Repeat the data below exactly, dropping any pictures it holds.

— start Supplied data —

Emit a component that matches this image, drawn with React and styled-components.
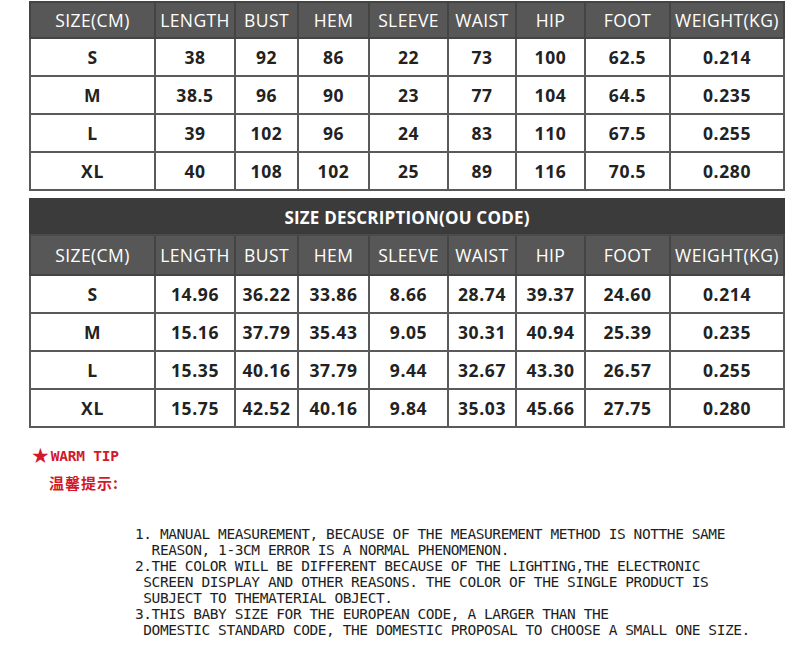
import React from 'react';
import styled, { createGlobalStyle } from 'styled-components';

const GlobalStyle = createGlobalStyle`
  body {
    margin: 0;
    background: #fff;
  }
`;

const COLS = [125, 80, 63, 71, 79, 68, 69, 85, 114];
const HEAD = ['SIZE(CM)', 'LENGTH', 'BUST', 'HEM', 'SLEEVE', 'WAIST', 'HIP', 'FOOT', 'WEIGHT(KG)'];

const CM_ROWS = [
  ['S', '38', '92', '86', '22', '73', '100', '62.5', '0.214'],
  ['M', '38.5', '96', '90', '23', '77', '104', '64.5', '0.235'],
  ['L', '39', '102', '96', '24', '83', '110', '67.5', '0.255'],
  ['XL', '40', '108', '102', '25', '89', '116', '70.5', '0.280'],
];

const INCH_ROWS = [
  ['S', '14.96', '36.22', '33.86', '8.66', '28.74', '39.37', '24.60', '0.214'],
  ['M', '15.16', '37.79', '35.43', '9.05', '30.31', '40.94', '25.39', '0.235'],
  ['L', '15.35', '40.16', '37.79', '9.44', '32.67', '43.30', '26.57', '0.255'],
  ['XL', '15.75', '42.52', '40.16', '9.84', '35.03', '45.66', '27.75', '0.280'],
];

const TIPS = [
  '1. MANUAL MEASUREMENT, BECAUSE OF THE MEASUREMENT METHOD IS NOTTHE SAME',
  '  REASON, 1-3CM ERROR IS A NORMAL PHENOMENON.',
  '2.THE COLOR WILL BE DIFFERENT BECAUSE OF THE LIGHTING,THE ELECTRONIC',
  ' SCREEN DISPLAY AND OTHER REASONS. THE COLOR OF THE SINGLE PRODUCT IS',
  ' SUBJECT TO THEMATERIAL OBJECT.',
  '3.THIS BABY SIZE FOR THE EUROPEAN CODE, A LARGER THAN THE',
  ' DOMESTIC STANDARD CODE, THE DOMESTIC PROPOSAL TO CHOOSE A SMALL ONE SIZE.',
];

const Page = styled.div`
  width: 755px;
  padding: 1px 0 0 29px;
  display: flex;
  flex-direction: column;
`;

const Table = styled.table`
  width: 755px;
  table-layout: fixed;
  border-collapse: collapse;
  margin-top: ${p => p.gap || 0}px;
  font-family: "Open Sans", "Liberation Sans", sans-serif;
`;

const TitleCell = styled.th`
  height: 34px;
  padding: 0;
  background: #3b3b3b;
  border: 2px solid #3b3b3b;
  border-bottom-color: #4a4a4a;
  color: #fff;
  font-size: 17px;
  font-weight: 700;
  letter-spacing: 0.2px;
  text-align: center;
`;

const HeadCell = styled.th`
  height: ${p => p.h}px;
  padding: 0;
  background: #575757;
  border: 2px solid #444;
  color: #fff;
  font-size: 17.5px;
  font-weight: 400;
  letter-spacing: 0.4px;
  text-align: center;
  white-space: nowrap;
`;

const Cell = styled.td`
  height: 36px;
  padding: 0;
  background: #fff;
  border: 2px solid #5a5a5a;
  color: #222;
  font-size: 17.5px;
  font-weight: 700;
  letter-spacing: 0.6px;
  text-align: center;
`;

const Tip = styled.div`
  margin: 18px 0 0 2px;
  display: flex;
  flex-direction: column;
  color: #d3182b;
`;

const TipTitle = styled.div`
  display: flex;
  align-items: center;
  gap: 1px;
  font-family: "DejaVu Sans Mono", "Liberation Mono", monospace;
  font-size: 14.5px;
  font-weight: 700;
  letter-spacing: -0.2px;
  line-height: 20px;
`;

const Star = styled.span`
  font-family: "DejaVu Sans", sans-serif;
  font-size: 21px;
  line-height: 20px;
`;

const TipCn = styled.div`
  margin: 8px 0 0 18px;
  font-family: "Noto Sans CJK SC", sans-serif;
  font-size: 15px;
  font-weight: 700;
  line-height: 18px;
  letter-spacing: 1px;
`;

const Notes = styled.div`
  margin: 34px 0 0 106px;
  font-family: "DejaVu Sans Mono", "Liberation Mono", monospace;
  font-size: 14.5px;
  letter-spacing: -0.42px;
  line-height: 16px;
  color: #1e1e1e;
  white-space: pre;
`;

function SizeTable({ rows, title, gap }) {
  return (
    <Table gap={gap}>
      <colgroup>
        {COLS.map((w, i) => <col key={i} style={{ width: w }} />)}
      </colgroup>
      <thead>
        {title && (
          <tr>
            <TitleCell colSpan={9}>{title}</TitleCell>
          </tr>
        )}
        <tr>
          {HEAD.map(h => <HeadCell key={h} h={title ? 38 : 34}>{h}</HeadCell>)}
        </tr>
      </thead>
      <tbody>
        {rows.map(r => (
          <tr key={r[0]}>
            {r.map((v, i) => <Cell key={i}>{v}</Cell>)}
          </tr>
        ))}
      </tbody>
    </Table>
  );
}

export default function App() {
  return (
    <>
      <GlobalStyle />
      <Page>
        <SizeTable rows={CM_ROWS} />
        <SizeTable rows={INCH_ROWS} title="SIZE DESCRIPTION(OU CODE)" gap={7} />
        <Tip>
          <TipTitle><Star>★</Star>WARM TIP</TipTitle>
          <TipCn>温馨提示:</TipCn>
        </Tip>
        <Notes>{TIPS.join('\n')}</Notes>
      </Page>
    </>
  );
}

— end Supplied data —

Solution for this task:
Emit a component that matches this image, drawn with React and styled-components.
import React from 'react';
import styled, { createGlobalStyle } from 'styled-components';

const GlobalStyle = createGlobalStyle`
  body {
    margin: 0;
    background: #fff;
  }
`;

const COLS = [125, 80, 63, 71, 79, 68, 69, 85, 114];
const HEAD = ['SIZE(CM)', 'LENGTH', 'BUST', 'HEM', 'SLEEVE', 'WAIST', 'HIP', 'FOOT', 'WEIGHT(KG)'];

const CM_ROWS = [
  ['S', '38', '92', '86', '22', '73', '100', '62.5', '0.214'],
  ['M', '38.5', '96', '90', '23', '77', '104', '64.5', '0.235'],
  ['L', '39', '102', '96', '24', '83', '110', '67.5', '0.255'],
  ['XL', '40', '108', '102', '25', '89', '116', '70.5', '0.280'],
];

const INCH_ROWS = [
  ['S', '14.96', '36.22', '33.86', '8.66', '28.74', '39.37', '24.60', '0.214'],
  ['M', '15.16', '37.79', '35.43', '9.05', '30.31', '40.94', '25.39', '0.235'],
  ['L', '15.35', '40.16', '37.79', '9.44', '32.67', '43.30', '26.57', '0.255'],
  ['XL', '15.75', '42.52', '40.16', '9.84', '35.03', '45.66', '27.75', '0.280'],
];

const TIPS = [
  '1. MANUAL MEASUREMENT, BECAUSE OF THE MEASUREMENT METHOD IS NOTTHE SAME',
  '  REASON, 1-3CM ERROR IS A NORMAL PHENOMENON.',
  '2.THE COLOR WILL BE DIFFERENT BECAUSE OF THE LIGHTING,THE ELECTRONIC',
  ' SCREEN DISPLAY AND OTHER REASONS. THE COLOR OF THE SINGLE PRODUCT IS',
  ' SUBJECT TO THEMATERIAL OBJECT.',
  '3.THIS BABY SIZE FOR THE EUROPEAN CODE, A LARGER THAN THE',
  ' DOMESTIC STANDARD CODE, THE DOMESTIC PROPOSAL TO CHOOSE A SMALL ONE SIZE.',
];

const Page = styled.div`
  width: 755px;
  padding: 1px 0 0 29px;
  display: flex;
  flex-direction: column;
`;

const Table = styled.table`
  width: 755px;
  table-layout: fixed;
  border-collapse: collapse;
  margin-top: ${p => p.gap || 0}px;
  font-family: "Open Sans", "Liberation Sans", sans-serif;
`;

const TitleCell = styled.th`
  height: 34px;
  padding: 0;
  background: #3b3b3b;
  border: 2px solid #3b3b3b;
  border-bottom-color: #4a4a4a;
  color: #fff;
  font-size: 17px;
  font-weight: 700;
  letter-spacing: 0.2px;
  text-align: center;
`;

const HeadCell = styled.th`
  height: ${p => p.h}px;
  padding: 0;
  background: #575757;
  border: 2px solid #444;
  color: #fff;
  font-size: 17.5px;
  font-weight: 400;
  letter-spacing: 0.4px;
  text-align: center;
  white-space: nowrap;
`;

const Cell = styled.td`
  height: 36px;
  padding: 0;
  background: #fff;
  border: 2px solid #5a5a5a;
  color: #222;
  font-size: 17.5px;
  font-weight: 700;
  letter-spacing: 0.6px;
  text-align: center;
`;

const Tip = styled.div`
  margin: 18px 0 0 2px;
  display: flex;
  flex-direction: column;
  color: #d3182b;
`;

const TipTitle = styled.div`
  display: flex;
  align-items: center;
  gap: 1px;
  font-family: "DejaVu Sans Mono", "Liberation Mono", monospace;
  font-size: 14.5px;
  font-weight: 700;
  letter-spacing: -0.2px;
  line-height: 20px;
`;

const Star = styled.span`
  font-family: "DejaVu Sans", sans-serif;
  font-size: 21px;
  line-height: 20px;
`;

const TipCn = styled.div`
  margin: 8px 0 0 18px;
  font-family: "Noto Sans CJK SC", sans-serif;
  font-size: 15px;
  font-weight: 700;
  line-height: 18px;
  letter-spacing: 1px;
`;

const Notes = styled.div`
  margin: 34px 0 0 106px;
  font-family: "DejaVu Sans Mono", "Liberation Mono", monospace;
  font-size: 14.5px;
  letter-spacing: -0.42px;
  line-height: 16px;
  color: #1e1e1e;
  white-space: pre;
`;

function SizeTable({ rows, title, gap }) {
  return (
    <Table gap={gap}>
      <colgroup>
        {COLS.map((w, i) => <col key={i} style={{ width: w }} />)}
      </colgroup>
      <thead>
        {title && (
          <tr>
            <TitleCell colSpan={9}>{title}</TitleCell>
          </tr>
        )}
        <tr>
          {HEAD.map(h => <HeadCell key={h} h={title ? 38 : 34}>{h}</HeadCell>)}
        </tr>
      </thead>
      <tbody>
        {rows.map(r => (
          <tr key={r[0]}>
            {r.map((v, i) => <Cell key={i}>{v}</Cell>)}
          </tr>
        ))}
      </tbody>
    </Table>
  );
}

export default function App() {
  return (
    <>
      <GlobalStyle />
      <Page>
        <SizeTable rows={CM_ROWS} />
        <SizeTable rows={INCH_ROWS} title="SIZE DESCRIPTION(OU CODE)" gap={7} />
        <Tip>
          <TipTitle><Star>★</Star>WARM TIP</TipTitle>
          <TipCn>温馨提示:</TipCn>
        </Tip>
        <Notes>{TIPS.join('\n')}</Notes>
      </Page>
    </>
  );
}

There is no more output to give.